>> Start Supplied information
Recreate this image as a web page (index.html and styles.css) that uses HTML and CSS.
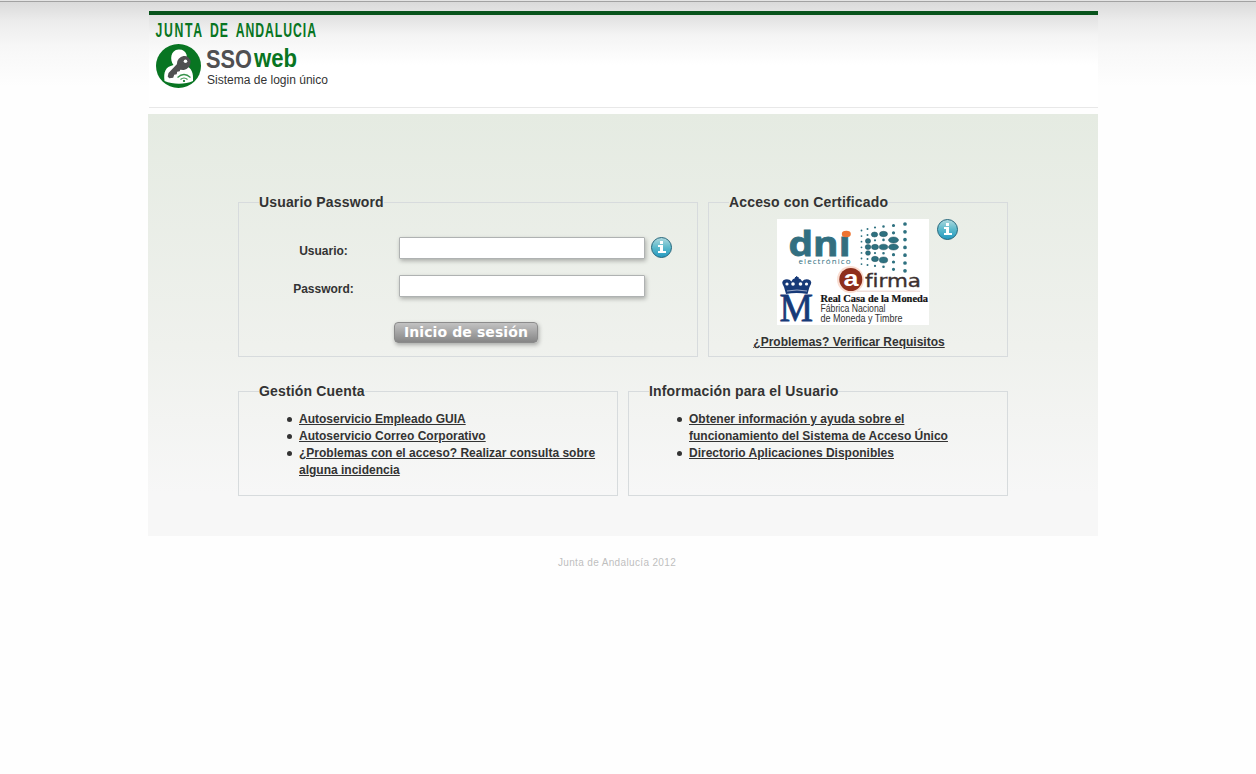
FILE: index.html
```html
<!DOCTYPE html>
<html lang="es">
<head>
<meta charset="utf-8">
<title>SSOweb - Sistema de login único</title>
<link rel="stylesheet" href="styles.css">
</head>
<body>
<div class="page">
  <header class="header">
    <svg class="brand" width="190" height="80" viewBox="150 15 190 80">
      <text class="junta" transform="translate(155.500 36.500) scale(.68 1.150)"><tspan x="0" textLength="68.500">JUNTA</tspan> <tspan x="80" textLength="26.500">DE</tspan> <tspan x="118" textLength="118">ANDALUCIA</tspan></text>
      <ellipse cx="178.500" cy="66" rx="22.500" ry="22" fill="#087522"/>
      <path d="M164.500 81c-1-9 .5-14 9-16-4-5-3-15 5-15.500 8.500-.5 10.500 8 6.500 15.500 7 3 8.500 8 8 16-8 3.500-20 3.500-28.500 0z" fill="#fff"/>
      <g fill="#505052">
        <ellipse cx="183.700" cy="63" rx="6.500" ry="7.300" transform="rotate(40 183.700 63)"/>
        <path d="M178 63l-9.500 10-.8 3.500 1.500 1.800 4-.5 1-3 2.500-.5.500-2.500 2.500-.5.500-1.500 5-1z"/>
      </g>
      <circle cx="185.500" cy="61.300" r="1.800" fill="#fff"/>
      <g fill="none" stroke="#35914a" stroke-width="1.200"><path d="M177.500 77.500q6.500-6 13 0M180.500 79.500q3.500-3 7 0"/></g>
      <circle cx="184" cy="81" r="1.100" fill="#087522"/>
      <text class="sso" x="206" y="68" textLength="46" lengthAdjust="spacingAndGlyphs">SSO</text>
      <text class="web" x="254" y="67" textLength="43" lengthAdjust="spacingAndGlyphs">web</text>
      <text class="tagline" x="207" y="84" textLength="121" lengthAdjust="spacingAndGlyphs">Sistema de login único</text>
    </svg>
  </header>

  <main class="panel">
    <div class="row">
      <fieldset class="box login">
        <legend>Usuario Password</legend>
        <form class="form">
          <div class="field">
            <label for="user">Usuario:</label>
            <input id="user" type="text">
            <svg class="info" width="22" height="22" viewBox="0 0 22 22">
              <defs><linearGradient id="blue" x2="0" y2="1"><stop stop-color="#b0dadf"/><stop offset=".5" stop-color="#5bb9cb"/><stop offset="1" stop-color="#2298c0"/></linearGradient></defs>
              <circle cx="10.500" cy="10.500" r="10" fill="url(#blue)" stroke="#27677c"/>
              <path d="M9 4h3v3H9zM7 8h5v6h3v2H7v-2h2v-4H7z" fill="#fff"/>
            </svg>
          </div>
          <div class="field">
            <label for="pass">Password:</label>
            <input id="pass" type="password">
          </div>
          <button class="submit" type="button">Inicio de sesión</button>
        </form>
      </fieldset>
      <fieldset class="box cert">
        <legend>Acceso con Certificado</legend>
        <div class="cert-logos">
          <svg class="logos" width="152" height="106" viewBox="777 219 152 106">
            <path fill="#fff" d="M777 219h152v106H777z"/>
            <text class="dni" x="788.500" y="256" textLength="62" lengthAdjust="spacingAndGlyphs">dnı</text>
            <ellipse cx="846.300" cy="234" rx="4.500" ry="3.200" fill="#ee7331"/>
            <text class="electronico" x="798.500" y="263.500" textLength="52" lengthAdjust="spacing">electrónico</text>
            <g fill="none" stroke="#2e7180" stroke-linecap="round">
              <path d="M861.500 230.500v34" stroke-width="1.800" stroke-dasharray="0 5.600"/>
              <path d="M867.500 229v38" stroke-width="2" stroke-dasharray="0 6"/>
              <path d="M875 227.500v40" stroke-width="2.200" stroke-dasharray="0 6.400"/>
              <path d="M883.500 226.500v41" stroke-width="2.600" stroke-dasharray="0 6.700"/>
              <path d="M893.500 225.500v46" stroke-width="3.200" stroke-dasharray="0 7.300"/>
              <path d="M905 224v48" stroke-width="3.700" stroke-dasharray="0 7.800"/>
            </g>
            <g fill="#2e7180" stroke="#20505c" stroke-width=".5">
              <ellipse cx="874.500" cy="234.500" rx="3.200" ry="2.500"/><ellipse cx="883.500" cy="234" rx="4" ry="2.700"/>
              <ellipse cx="868" cy="241" rx="2.600" ry="2.500"/><ellipse cx="893.500" cy="240" rx="5" ry="3"/>
              <ellipse cx="868" cy="247" rx="2.800" ry="2.500"/><ellipse cx="875" cy="247" rx="3.500" ry="2.700"/><ellipse cx="883.500" cy="247" rx="4.200" ry="2.800"/><ellipse cx="893.500" cy="247" rx="5" ry="3"/>
              <ellipse cx="868" cy="253" rx="2.500" ry="2.300"/><ellipse cx="875" cy="259" rx="3.500" ry="2.700"/><ellipse cx="883.500" cy="260" rx="4.200" ry="3"/>
            </g>
            <circle cx="850.500" cy="279.500" r="13.500" fill="#faddd1"/>
            <circle cx="850.800" cy="279.500" r="11.500" fill="#8e2e1b"/>
            <text class="a-mark" x="843.500" y="286" textLength="15" lengthAdjust="spacingAndGlyphs">a</text>
            <text class="firma" transform="translate(865 286.500) scale(1 .85)" textLength="56" lengthAdjust="spacingAndGlyphs">firma</text>
            <path d="M857 291.200h63" stroke="#efdeda" stroke-width="1.500"/>
            <g fill="#173a78">
              <path d="M784 287q-4-6 1-7.500 4-1 6.500 2 1-3 3.500-3h3.500q2.500 0 3.500 3 2.500-3 6.500-2 5 1.500 1 7.500l-2 7q-11-2-21.500 0z"/>
              <circle cx="796.700" cy="279" r="2.200"/>
              <text class="m-mark" transform="translate(779.500 321) scale(1 1.080)" textLength="33.500" lengthAdjust="spacingAndGlyphs">M</text>
            </g>
            <path d="M796.700 276v4M795 277.500h3.400" stroke="#173a78"/>
            <g fill="#fff"><circle cx="787" cy="284" r="1.600"/><circle cx="793" cy="284" r="1.800"/><circle cx="800.500" cy="284" r="1.800"/><circle cx="806.500" cy="284" r="1.600"/></g>
            <path d="M787 291q10-2 20 0" stroke="#9cabc9" fill="none"/>
            <text class="casa" x="820.500" y="302" textLength="107.500" lengthAdjust="spacingAndGlyphs">Real Casa de la Moneda</text>
            <text class="fabrica" x="820.500" y="312" textLength="65" lengthAdjust="spacingAndGlyphs">Fábrica Nacional</text>
            <text class="fabrica" x="820.500" y="322" textLength="82" lengthAdjust="spacingAndGlyphs">de Moneda y Timbre</text>
          </svg>
          <svg class="info" width="22" height="22" viewBox="0 0 22 22">
            <circle cx="11.500" cy="10.500" r="10" fill="url(#blue)" stroke="#27677c"/>
            <path d="M10 4h3v3h-3zM8 8h5v6h3v2H8v-2h2v-4H8z" fill="#fff"/>
          </svg>
        </div>
        <a class="requirements" href="#">¿Problemas? Verificar Requisitos</a>
      </fieldset>
    </div>
    <div class="row">
      <fieldset class="box links">
        <legend>Gestión Cuenta</legend>
        <ul>
          <li><a href="#">Autoservicio Empleado GUIA</a></li>
          <li><a href="#">Autoservicio Correo Corporativo</a></li>
          <li><a href="#">¿Problemas con el acceso? Realizar consulta sobre<br>alguna incidencia</a></li>
        </ul>
      </fieldset>
      <fieldset class="box links">
        <legend>Información para el Usuario</legend>
        <ul>
          <li><a href="#">Obtener información y ayuda sobre el<br>funcionamiento del Sistema de Acceso Único</a></li>
          <li><a href="#">Directorio Aplicaciones Disponibles</a></li>
        </ul>
      </fieldset>
    </div>
  </main>
  <footer class="footer">Junta de Andalucía 2012</footer>
</div>
</body>
</html>
```
FILE: styles.css
```css
* { box-sizing: border-box; }
html { height: 100%; background: #fefefe; }
body {
  margin: 0;
  min-height: 100%;
  font: bold 12px/17px "Liberation Sans", Arial, sans-serif;
  color: #333;
  border-top: 1px solid #e4e4e4;
  background: linear-gradient(#a2a2a2 0 1px, #dadada 1px, #ececec 20px, #f7f7f7 45px, #fefefe 85px);
}
.page { width: 950px; margin-left: 148px; padding-top: 10px; }
.header {
  height: 97px;
  margin-left: 1px;
  border-top: 4px solid #07531b;
  border-bottom: 1px solid #e8e8e8;
  background: linear-gradient(#e0e0e0, #f4f4f4 20px, #fff 50px);
}
.brand { display: block; margin-left: 1px; overflow: visible; }
.junta { font: bold 18px "Liberation Sans Narrow", "Liberation Sans", sans-serif; fill: #087522; }
.sso { font: bold 25px "Liberation Sans", sans-serif; fill: #505052; }
.web { font: bold 25px "Liberation Sans", sans-serif; fill: #087522; }
.tagline { font: 12px "Liberation Sans", sans-serif; fill: #333; }
.panel {
  margin-top: 6px;
  height: 422px;
  padding: 80px 90px 0;
  display: flex;
  flex-direction: column;
  gap: 26px;
  background: linear-gradient(#e5ebe2, #eff1ed 55%, #f7f7f7 90%);
}
.row { display: flex; gap: 10px; }
.box { min-width: 0; margin: 0; padding: 0 20px; border: 1px solid #d7dbdd; }
.box legend { padding: 0; font-size: 14px; line-height: 17px; letter-spacing: .16px; white-space: nowrap; }
.login { width: 460px; height: 163px; }
.cert { width: 300px; height: 163px; }
.links { width: 380px; height: 113px; }
.form { padding-top: 26px; }
.field { display: flex; height: 38px; align-items: flex-start; }
.field label { width: 129px; margin-right: 11px; padding-top: 6px; text-align: center; }
.field input {
  width: 246px;
  height: 22px;
  border: 1px solid #afb2b2;
  border-radius: 1px;
  background: #fff;
  box-shadow: 1px 2px 4px rgba(0, 0, 0, .28);
}
.field .info { margin-left: 6px; }
.submit {
  display: block;
  width: 144px;
  height: 21px;
  margin: 9px 0 0 135px;
  padding: 0;
  border: 1px solid #8b8b8b;
  border-radius: 4px;
  background: linear-gradient(#c2c2c2, #868686);
  box-shadow: 1px 2px 4px rgba(0, 0, 0, .3);
  color: #fff;
  font: bold 14px/17px "DejaVu Sans", sans-serif;
  letter-spacing: .1px;
  white-space: nowrap;
}
.cert-logos { display: flex; align-items: flex-start; padding: 8px 0 0 48px; gap: 7px; }
.logos { display: block; flex: none; }
.dni { font: bold 34px "Open Sans", sans-serif; fill: #326f80; stroke: #326f80; stroke-width: .8px; }
.electronico { font: 8px "Open Sans", sans-serif; fill: #326f80; }
.a-mark { font: bold 22px "Liberation Sans", sans-serif; fill: #fff; }
.firma { font: 20px "DejaVu Sans", sans-serif; fill: #3c3030; stroke: #3c3030; stroke-width: .4px; }
.m-mark { font: 38px "Liberation Serif", serif; stroke: #173a78; stroke-width: .7px; }
.casa { font: bold 9.5px "Liberation Serif", serif; fill: #111; stroke: #111; stroke-width: .2px; }
.fabrica { font: 10px "Liberation Sans", sans-serif; fill: #333; }
.requirements { display: block; width: 240px; margin-top: 9px; text-align: center; white-space: nowrap; }
a { color: #333; text-decoration: underline; text-underline-offset: 1px; }
.links ul { margin: 11px 0 0; padding-left: 40px; white-space: nowrap; list-style: none; }
.links li { position: relative; }
.links li::before {
  content: "";
  position: absolute;
  left: -12px;
  top: 6px;
  width: 5px;
  height: 5px;
  border-radius: 50%;
  background: #333;
}
.footer { padding: 18px 12px 0 0; text-align: center; font-size: 10px; font-weight: normal; letter-spacing: .35px; color: #bfbfbf; }
```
>> End Supplied information
**What you are asked to do**
Count the lines above that contain the word "index", and reply with only that number.

**Written answer**
2